When I say 'load,' I basically mean throttle position. When you say 'load' (at least in this instance), you are referring to what I would describe as the various forces that the engine is working to overcome (like drag, friction, and inertia). "Load" seems like a natural way to describe those forces, but things get confusing because the word "load" also has a specific technical meaning: the volume of gases moving through the engine, as a % of the engine's total volumetric capacity.

The confusion is amplified because these two kinds of measurements tend to be in balance. They are in balance, by definition, when vehicle speed is constant. When we increase throttle opening (what I call load), the engine is producing more power and can overcome more drag. That could mean maintaining a higher speed, or climbing a steeper hill, or dragging along a larger trailer (or parachute).

I know this got us into trouble in another discussion, but hopefully at this point we can just accept the fact that we are using that one word differently, even though we agree on the underlying dynamics.

Monroe:

Just different perspectives of two intelligent people my friend.

I think of load like a tugboat pulling a barge.
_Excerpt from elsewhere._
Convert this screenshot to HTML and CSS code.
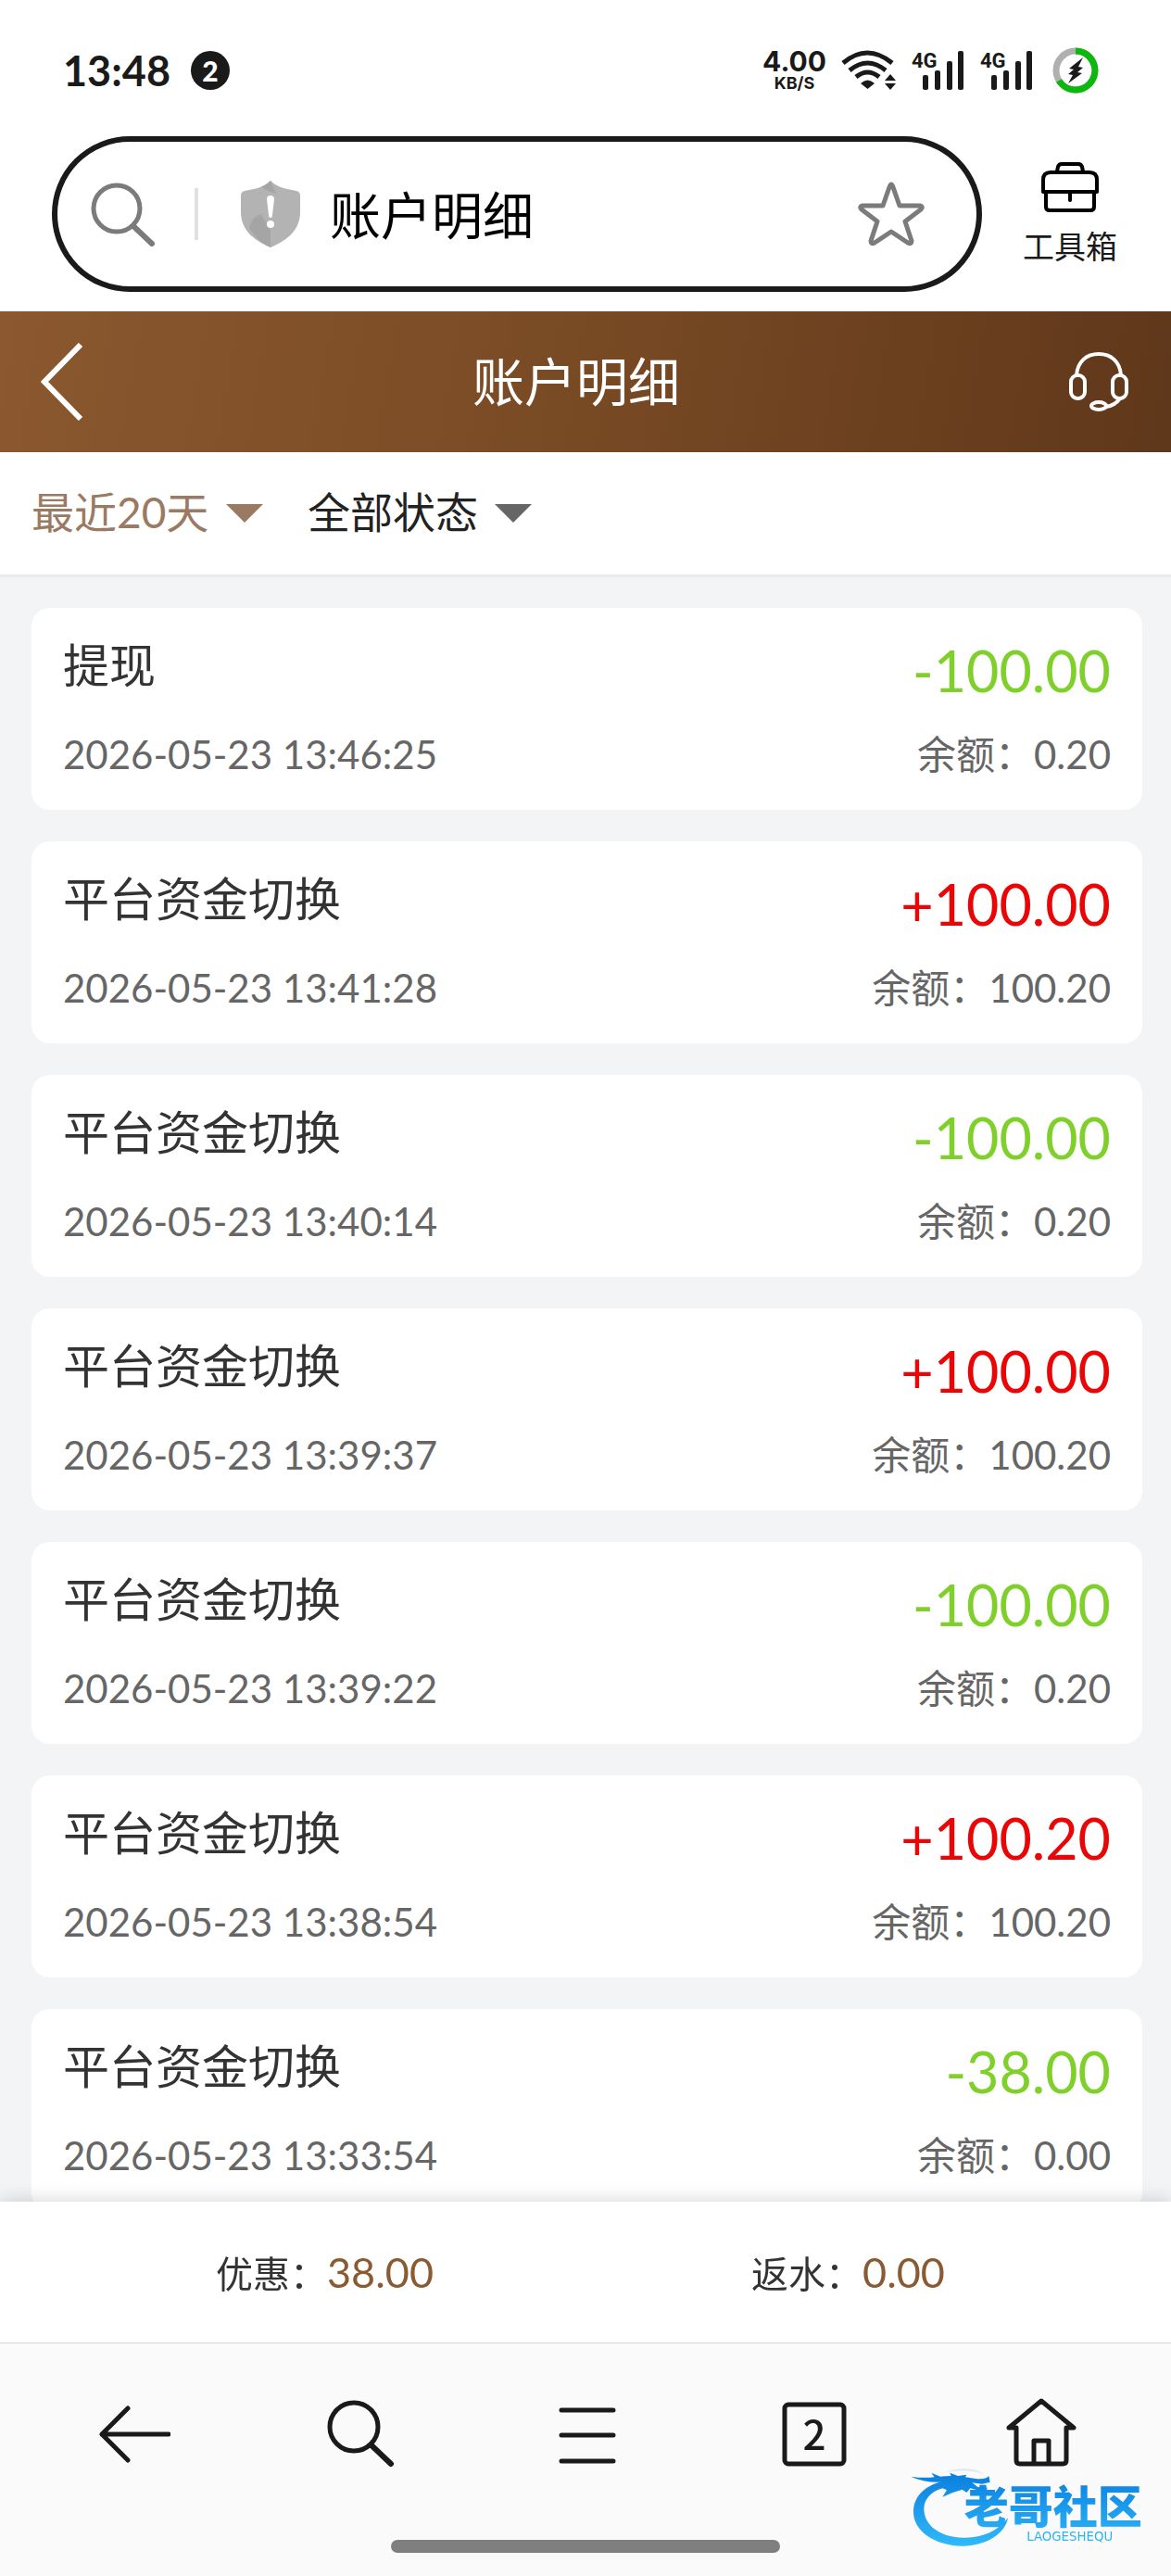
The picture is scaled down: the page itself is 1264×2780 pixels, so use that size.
FILE: index.html
```html
<!DOCTYPE html>
<html lang="zh-CN">
<head>
  <meta charset="UTF-8">
  <meta name="viewport" content="width=device-width, initial-scale=1">
  <title>账户明细</title>
  <link rel="stylesheet" href="styles.css">
</head>
<body>
  <div class="page">

    <!-- Status bar -->
    <div class="status-bar">
      <span class="clock">13:48</span>
      <span class="notice-count">2</span>
      <div class="status-right">
        <div class="net-speed">
          <span class="speed-value">4.00</span>
          <span class="speed-unit">KB/S</span>
        </div>
        <svg class="wifi" width="60" height="44" viewBox="0 0 60 44" fill="none" stroke="#1a1a1a" stroke-width="5">
          <path d="M2 14Q28 -8 55 14"/>
          <path d="M9 22Q28.500 6 48 22"/>
          <path d="M16 29Q28.500 19 41 29"/>
          <path d="M21 36Q28.500 29 36 36L28.500 42z" fill="#1a1a1a" stroke="none"/>
          <path d="M47 33L53 26L59 33zM47 36H59L53 43z" fill="#1a1a1a" stroke="none"/>
        </svg>
        <svg class="signal" width="58" height="44" viewBox="0 0 58 44">
          <text x="0" y="19" class="signal-text">4G</text>
          <rect x="12" y="27" width="6" height="16" rx="2"/>
          <rect x="25" y="22" width="6" height="21" rx="2"/>
          <rect x="38" y="12" width="6" height="31" rx="2"/>
          <rect x="50" y="1" width="6" height="42" rx="2"/>
        </svg>
        <svg class="signal" width="58" height="44" viewBox="0 0 58 44">
          <text x="0" y="19" class="signal-text">4G</text>
          <rect x="12" y="27" width="6" height="16" rx="2"/>
          <rect x="25" y="22" width="6" height="21" rx="2"/>
          <rect x="38" y="12" width="6" height="31" rx="2"/>
          <rect x="50" y="1" width="6" height="42" rx="2"/>
        </svg>
        <svg class="battery" width="50" height="50" viewBox="0 0 50 50" fill="none" stroke-width="7">
          <circle cx="25" cy="25" r="21" stroke="#b0b0b0"/>
          <path d="M25 4A21 21 0 1 1 7 36" stroke="#0db80d"/>
          <path d="M33 11L18 23L23 24L17 29L22 30L17 39L32 28L27 27L33 22L28 21z" fill="#1a1a1a"/>
        </svg>
      </div>
    </div>

    <!-- Browser address bar -->
    <div class="browser-bar">
      <div class="address">
        <svg width="70" height="70" viewBox="0 0 70 70" fill="none" stroke="#7b7b7b" stroke-width="5">
          <circle cx="28" cy="29" r="25"/>
          <path d="M46 48L66 67" stroke-width="6" stroke-linecap="round"/>
        </svg>
        <span class="divider"></span>
        <svg class="shield" width="64" height="72" viewBox="0 0 64 72">
          <path d="M32 0C40 8 50 9 60 11Q64 12 64 16V34C64 55 47 66 32 72C17 66 0 55 0 34V16Q0 12 4 11C14 9 24 8 32 0z" fill="#b3b3b3"/>
          <path d="M9 51Q12 38 22 36L32 54L32 72Q18 66 9 51zM32 0L38 14Q30 12 22 7Q28 4 32 0z" fill="#a5a5a5"/>
          <path d="M28 20Q28 16 32 16Q36 16 36 20L34 37Q34 40 32 40Q30 40 30 37z" fill="#fff"/>
          <circle cx="32" cy="47" r="4" fill="#fff"/>
        </svg>
        <input class="address-input" type="text" value="账户明细" aria-label="地址栏">
        <button class="icon-btn" type="button" aria-label="收藏">
          <svg width="72" height="72" viewBox="0 0 72 72" fill="none" stroke="#7b7b7b" stroke-width="5" stroke-linejoin="round">
            <path d="M36 4Q37 4 38 7L45 27H67Q71 28 68 31L51 44L58 65Q58 69 54 67L36 55L18 67Q14 69 14 65L21 44L4 31Q1 28 5 27H27L34 7Q35 4 36 4z"/>
          </svg>
        </button>
      </div>
      <button class="toolbox" type="button">
        <svg width="64" height="56" viewBox="0 0 64 56" fill="none" stroke="#000" stroke-width="4" stroke-linejoin="round" stroke-linecap="round">
          <path d="M18 11L19 6Q20 3 23 3H41Q44 3 45 6L46 11"/>
          <path d="M3 33V20Q3 12 11 12H53Q61 12 61 20V33z"/>
          <path d="M6 34V49Q6 53 10 53H54Q58 53 58 49V34M32 34V42"/>
        </svg>
        <span>工具箱</span>
      </button>
    </div>

    <!-- Page header -->
    <header class="header">
      <button class="icon-btn" type="button" aria-label="返回">
        <svg width="46" height="84" viewBox="0 0 46 84" fill="none" stroke="#fff" stroke-width="6">
          <path d="M43 2L4 42L43 82"/>
        </svg>
      </button>
      <h1>账户明细</h1>
      <button class="icon-btn" type="button" aria-label="客服">
        <svg width="64" height="66" viewBox="0 0 64 66" fill="none" stroke="#fff" stroke-width="4">
          <path d="M8 26C9 11 19 3 32 3S55 11 56 26"/>
          <rect x="2" y="26" width="15" height="25" rx="7"/>
          <rect x="47" y="26" width="15" height="25" rx="7"/>
          <ellipse cx="32" cy="59" rx="8" ry="4"/>
          <path d="M40 60Q49 59 55 51"/>
        </svg>
      </button>
    </header>

    <!-- Filters -->
    <div class="filters">
      <div class="filter active">
        <select aria-label="时间">
          <option>最近20天</option>
          <option>最近7天</option>
        </select>
        <span class="arrow"></span>
      </div>
      <div class="filter">
        <select aria-label="状态">
          <option>全部状态</option>
          <option>提现</option>
        </select>
        <span class="arrow"></span>
      </div>
    </div>

    <!-- Records -->
    <ul class="records">
      <li class="card">
        <div class="info">
          <span class="title">提现</span>
          <time class="date">2026-05-23 13:46:25</time>
        </div>
        <div class="money">
          <span class="amount out">-100.00</span>
          <span class="balance">余额：0.20</span>
        </div>
      </li>
      <li class="card">
        <div class="info">
          <span class="title">平台资金切换</span>
          <time class="date">2026-05-23 13:41:28</time>
        </div>
        <div class="money">
          <span class="amount in">+100.00</span>
          <span class="balance">余额：100.20</span>
        </div>
      </li>
      <li class="card">
        <div class="info">
          <span class="title">平台资金切换</span>
          <time class="date">2026-05-23 13:40:14</time>
        </div>
        <div class="money">
          <span class="amount out">-100.00</span>
          <span class="balance">余额：0.20</span>
        </div>
      </li>
      <li class="card">
        <div class="info">
          <span class="title">平台资金切换</span>
          <time class="date">2026-05-23 13:39:37</time>
        </div>
        <div class="money">
          <span class="amount in">+100.00</span>
          <span class="balance">余额：100.20</span>
        </div>
      </li>
      <li class="card">
        <div class="info">
          <span class="title">平台资金切换</span>
          <time class="date">2026-05-23 13:39:22</time>
        </div>
        <div class="money">
          <span class="amount out">-100.00</span>
          <span class="balance">余额：0.20</span>
        </div>
      </li>
      <li class="card">
        <div class="info">
          <span class="title">平台资金切换</span>
          <time class="date">2026-05-23 13:38:54</time>
        </div>
        <div class="money">
          <span class="amount in">+100.20</span>
          <span class="balance">余额：100.20</span>
        </div>
      </li>
      <li class="card">
        <div class="info">
          <span class="title">平台资金切换</span>
          <time class="date">2026-05-23 13:33:54</time>
        </div>
        <div class="money">
          <span class="amount out">-38.00</span>
          <span class="balance">余额：0.00</span>
        </div>
      </li>
    </ul>

    <!-- Totals -->
    <div class="summary">
      <div class="summary-item">优惠：<span class="summary-value">38.00</span></div>
      <div class="summary-item">返水：<span class="summary-value">0.00</span></div>
    </div>

    <!-- Browser toolbar -->
    <nav class="toolbar">
      <div class="toolbar-buttons">
        <button class="icon-btn" type="button" aria-label="后退">
          <svg width="80" height="80" viewBox="0 0 80 80">
            <path d="M34 13L6 41L34 69M6 41H78"/>
          </svg>
        </button>
        <button class="icon-btn" type="button" aria-label="搜索">
          <svg width="80" height="80" viewBox="0 0 80 80">
            <circle cx="33" cy="33" r="26"/>
            <path d="M52 53L73 73" stroke-width="6"/>
          </svg>
        </button>
        <button class="icon-btn" type="button" aria-label="菜单">
          <svg width="80" height="80" viewBox="0 0 80 80">
            <path d="M12 15H68M12 42H68M12 70H68"/>
          </svg>
        </button>
        <button class="icon-btn" type="button" aria-label="标签页">
          <svg width="80" height="80" viewBox="0 0 80 80">
            <rect x="8" y="9" width="64" height="64" rx="4"/>
            <text x="40" y="58" class="tab-count">2</text>
          </svg>
        </button>
        <button class="icon-btn" type="button" aria-label="主页">
          <svg width="80" height="80" viewBox="0 0 80 80">
            <path d="M13 34H5L40 5L75 34H67V69Q67 73 63 73H17Q13 73 13 69zM32 73V48H48V73"/>
          </svg>
        </button>
      </div>
      <div class="home-handle"></div>

      <svg class="watermark" width="304" height="140" viewBox="0 0 912 420">
        <defs>
          <linearGradient id="blue" gradientUnits="userSpaceOnUse" x1="0" y1="90" x2="0" y2="320">
            <stop offset="0" stop-color="#0a7fe0"/>
            <stop offset="1" stop-color="#2fb9f8"/>
          </linearGradient>
        </defs>
        <g fill="url(#blue)">
          <path d="M210 108C120 115 78 160 78 212C78 275 150 323 238 323C310 323 375 285 384 232C350 275 305 296 245 296C175 296 114 265 112 205C111 165 145 132 220 128z"/>
          <path d="M70 98Q110 104 146 100L136 86L165 98L200 96L196 86L222 96L250 92L246 100L275 104Q310 110 322 96L326 116L300 122L268 118L286 132L318 134L310 148L285 142L262 136L250 150L236 140L205 150L172 164L186 142L160 130L170 116Q110 118 70 98z"/>
          <path d="M180 84Q260 58 310 92Q262 70 180 84z" opacity=".15"/>
          <text x="530" y="250" class="mark-name">老哥社区</text>
          <text x="584" y="305" class="mark-sub">LAOGESHEQU</text>
        </g>
      </svg>
    </nav>

  </div>
</body>
</html>
```
FILE: styles.css
```css
* {
  box-sizing: border-box;
}

body {
  margin: 0;
  font-family: Lato, "Noto Sans CJK SC", sans-serif;
  color: #333;
  background-color: #fff;
}

svg {
  display: block;
  flex-shrink: 0;
}

button {
  padding: 0;
  border: none;
  background: none;
  font-family: inherit;
  cursor: pointer;
}

.page {
  display: flex;
  flex-direction: column;
  height: 100vh;
}

/* Status bar */
.status-bar {
  display: flex;
  align-items: center;
  height: 147px;
  padding: 4px 78px 0 68px;
  color: #1a1a1a;
}

.clock {
  font-size: 45px;
  font-weight: bold;
}

.notice-count {
  width: 42px;
  height: 42px;
  margin-left: 22px;
  border-radius: 50%;
  background-color: #1a1a1a;
  color: #fff;
  font-size: 30px;
  font-weight: 900;
  line-height: 42px;
  text-align: center;
}

.status-right {
  display: flex;
  align-items: center;
  gap: 16px;
  margin-left: auto;
}

.net-speed {
  display: flex;
  flex-direction: column;
  align-items: center;
  font-family: Inter, sans-serif;
  font-weight: bold;
}

.speed-value {
  font-size: 30px;
  line-height: 28px;
}

.speed-unit {
  font-size: 18px;
  line-height: 20px;
}

.signal {
  fill: #1a1a1a;
}

.signal-text {
  font-family: Roboto, sans-serif;
  font-size: 22px;
  font-weight: bold;
}

.battery {
  margin-left: 4px;
}

/* Browser address bar */
.browser-bar {
  display: flex;
  align-items: center;
  gap: 44px;
  padding: 0 58px 21px 56px;
}

.address {
  display: flex;
  flex: 1;
  align-items: center;
  min-width: 0;
  height: 168px;
  padding: 0 56px 0 36px;
  border: 6px solid #1a1a1a;
  border-radius: 84px;
}

.divider {
  flex-shrink: 0;
  width: 4px;
  height: 56px;
  margin: 0 46px 0 42px;
  background-color: #e0e0e0;
}

.address-input {
  flex: 1;
  min-width: 0;
  margin-left: 32px;
  padding: 0 0 4px;
  border: none;
  outline: none;
  background: none;
  color: #000;
  font-family: inherit;
  font-size: 55px;
}

.toolbox {
  display: flex;
  flex-direction: column;
  flex-shrink: 0;
  align-items: center;
  gap: 10px;
  color: #1a1a1a;
  font-size: 34px;
  white-space: nowrap;
}

/* Page header */
.header {
  display: flex;
  align-items: center;
  justify-content: space-between;
  height: 152px;
  padding: 0 46px 0 44px;
  background-image: linear-gradient(100deg, #8b582f, #784a24 50%, #5f371a);
  color: #fff;
}

.header h1 {
  margin: 0;
  padding-bottom: 8px;
  font-size: 56px;
  font-weight: normal;
}

/* Filters */
.filters {
  display: flex;
  align-items: center;
  gap: 48px;
  height: 135px;
  padding: 0 34px;
  border-bottom: 3px solid #eaeaea;
}

.filter {
  display: flex;
  align-items: center;
  gap: 18px;
  color: #666;
}

.filter select {
  appearance: none;
  padding: 0 0 4px;
  border: none;
  background: none;
  color: #222;
  font-family: inherit;
  font-size: 46px;
}

.filter.active,
.filter.active select {
  color: #9b7a63;
}

.arrow {
  border: 20px solid transparent;
  border-top-color: currentColor;
  border-bottom: none;
}

/* Records */
.records {
  display: flex;
  flex: 1;
  flex-direction: column;
  gap: 34px;
  min-height: 0;
  margin: 0;
  padding: 33px 31px 0 34px;
  overflow-y: auto;
  scrollbar-width: none;
  background-color: #f3f4f6;
  list-style: none;
}

.card {
  display: flex;
  flex-shrink: 0;
  justify-content: space-between;
  padding: 32px 34px 30px;
  border-radius: 20px;
  background-color: #fff;
}

.info,
.money {
  display: flex;
  flex-direction: column;
  justify-content: space-between;
  height: 156px;
}

.money {
  align-items: flex-end;
}

.title {
  font-size: 50px;
  line-height: 60px;
}

.date,
.balance {
  color: #666;
  font-size: 42px;
  line-height: 60px;
}

.amount {
  font-size: 61px;
  line-height: 72px;
}

.amount.out {
  color: #80d02c;
}

.amount.in {
  color: #ea0606;
}

/* Totals */
.summary {
  position: relative;
  display: flex;
  align-items: center;
  height: 152px;
  padding: 0 66px 0 68px;
  background-color: #fff;
  box-shadow: 0 0 20px rgba(0, 0, 0, 0.18);
}

.summary-item {
  flex: 1;
  font-size: 40px;
  text-align: center;
}

.summary-value {
  color: #8a5a33;
  font-size: 45px;
}

/* Browser toolbar */
.toolbar {
  position: relative;
  height: 252px;
  padding-top: 57px;
  border-top: 1px solid #d5d8d8;
  background-color: #fafafa;
}

.toolbar-buttons {
  display: flex;
  justify-content: space-between;
  padding: 0 100px 0 104px;
}

.toolbar-buttons svg {
  fill: none;
  stroke: #1a1a1a;
  stroke-width: 5px;
  stroke-linecap: round;
  stroke-linejoin: round;
}

.toolbar-buttons .tab-count {
  fill: #1a1a1a;
  stroke: none;
  font-family: "Noto Sans CJK SC", sans-serif;
  font-size: 44px;
  font-weight: 500;
  text-anchor: middle;
}

.home-handle {
  width: 420px;
  height: 14px;
  margin: 75px auto 0;
  border-radius: 7px;
  background-color: #7f7f7f;
}

.watermark {
  position: absolute;
  right: 0;
  bottom: 0;
}

.mark-name {
  font-family: "Noto Sans CJK SC", sans-serif;
  font-size: 144px;
  font-weight: 900;
  text-anchor: middle;
}

.mark-sub {
  font-family: "DejaVu Sans", sans-serif;
  font-size: 40px;
  text-anchor: middle;
}
```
Without the barge all loads are related to the tugboat moving itself through the water. They can be internal loads (mechanical and friction losses) that occur when power is transmitted to the propeller, and hydrodynamic loads related to prop losses and hull friction.

When you add the barge it increases the sum of the loads, and when the total weight of the barge is increased the sum of the loads increases even more.

As long as the sum of all load factors is the same the amount of fuel required to move the barge at the same speed will be identical.

regards
gary

Since we're talking about ways to vary the amount of drag placed on an engine, it probably makes sense to mention tractor pulls, which use a special weight-transfer sled, for that purpose.

See here:

https://members.aol.com/pullingtractor/a1sled.htm
https://members.aol.com/pullingtractor/sledinfo.htm

My Elm327 finally arrived. I haven't tested it yet. I hope that tomorrow I'll be able to spend time on it.